#### [INFORMATION SHOWN]
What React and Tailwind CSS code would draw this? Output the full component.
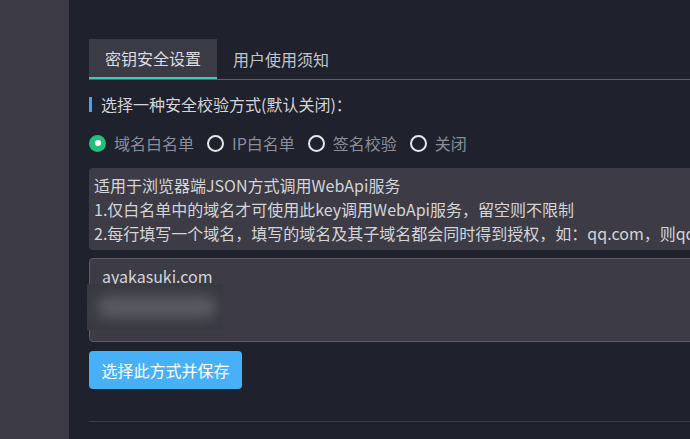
import React, { useState } from "react";

const options = ["域名白名单", "IP白名单", "签名校验", "关闭"];

const Radio = ({ label, checked, onClick }) => (
  <button
    type="button"
    onClick={onClick}
    className="flex items-center gap-[8px] mr-[13px] text-[16px] text-[#8b8e9a]"
  >
    {checked ? (
      <span className="w-[17px] h-[17px] rounded-full bg-[#22c17a] flex items-center justify-center">
        <span className="w-[6px] h-[6px] rounded-full bg-white" />
      </span>
    ) : (
      <span className="w-[17px] h-[17px] rounded-full border-[2.5px] border-[#e6e6ea]" />
    )}
    <span>{label}</span>
  </button>
);

const App = () => {
  const [tab, setTab] = useState(0);
  const [mode, setMode] = useState(0);

  return (
    <div
      className="flex w-[690px] h-[439px] overflow-hidden bg-[#1f212c]"
      style={{ fontFamily: '"Microsoft YaHei", "Noto Sans CJK SC", sans-serif' }}
    >
      <aside className="w-[69px] shrink-0 bg-[#3c3b45]" />
      <main className="flex-1 min-w-0 overflow-hidden pl-[20px] pt-[39px]">
        <div className="w-[700px]">
          <div className="flex border-b border-[#5e5f67]">
            {["密钥安全设置", "用户使用须知"].map((t, i) => (
              <button
                key={t}
                type="button"
                onClick={() => setTab(i)}
                className={
                  i === tab
                    ? "h-[40px] px-[16px] text-[16px] text-[#dcdce0] bg-[#3b3b45] border-b-2 border-[#3ec9b5] -mb-[1px]"
                    : "h-[40px] px-[16px] text-[16px] text-[#c2c3c8]"
                }
              >
                {t}
              </button>
            ))}
          </div>

          <div className="flex items-center mt-[16px] h-[16px]">
            <span className="w-[3px] h-[15px] bg-[#43a6f1]" />
            <span className="ml-[9px] text-[16px] text-[#d3d4d8] leading-none">
              选择一种安全校验方式(默认关闭)：
            </span>
          </div>

          <div className="flex items-center mt-[21px] h-[20px]">
            {options.map((o, i) => (
              <Radio key={o} label={o} checked={mode === i} onClick={() => setMode(i)} />
            ))}
          </div>

          <div className="mt-[15px] rounded-[4px] bg-[#3d3c46] px-[5px] py-[5px] text-[16px] leading-[24px] text-[#d3d4d8] whitespace-nowrap">
            <p>适用于浏览器端JSON方式调用WebApi服务</p>
            <p>1.仅白名单中的域名才可使用此key调用WebApi服务，留空则不限制</p>
            <p>2.每行填写一个域名，填写的域名及其子域名都会同时得到授权，如：qq.com，则qq.com及*.qq.com均可使用</p>
          </div>

          <div className="relative mt-[8px] h-[84px] rounded-[4px] border border-[#5a5b63] bg-[#3d3c46] px-[12px] pt-[6px] text-[16px] leading-[22px] text-[#d3d4d8]">
            <p>ayakasuki.com</p>
            <div className="absolute left-[-3px] top-[25px] w-[136px] h-[46px] bg-[#393942] overflow-hidden">
              <div className="ml-[10px] mt-[12px] w-[120px] h-[22px] rounded-full bg-[#5a5b63] blur-[7px]" />
            </div>
          </div>

          <button
            type="button"
            className="mt-[9px] w-[153px] h-[38px] rounded-[4px] bg-[#48b0f6] text-[16px] text-white"
          >
            选择此方式并保存
          </button>

          <div className="mt-[32px] border-t border-[#393c47]" />
        </div>
      </main>
    </div>
  );
};

export default App;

#### [DESCRIPTION OF THE TASK]
Copy each line holding the word "React" from the listing above.

#### [EXERCISE SOLUTION]
What React and Tailwind CSS code would draw this? Output the full component.
import React, { useState } from "react";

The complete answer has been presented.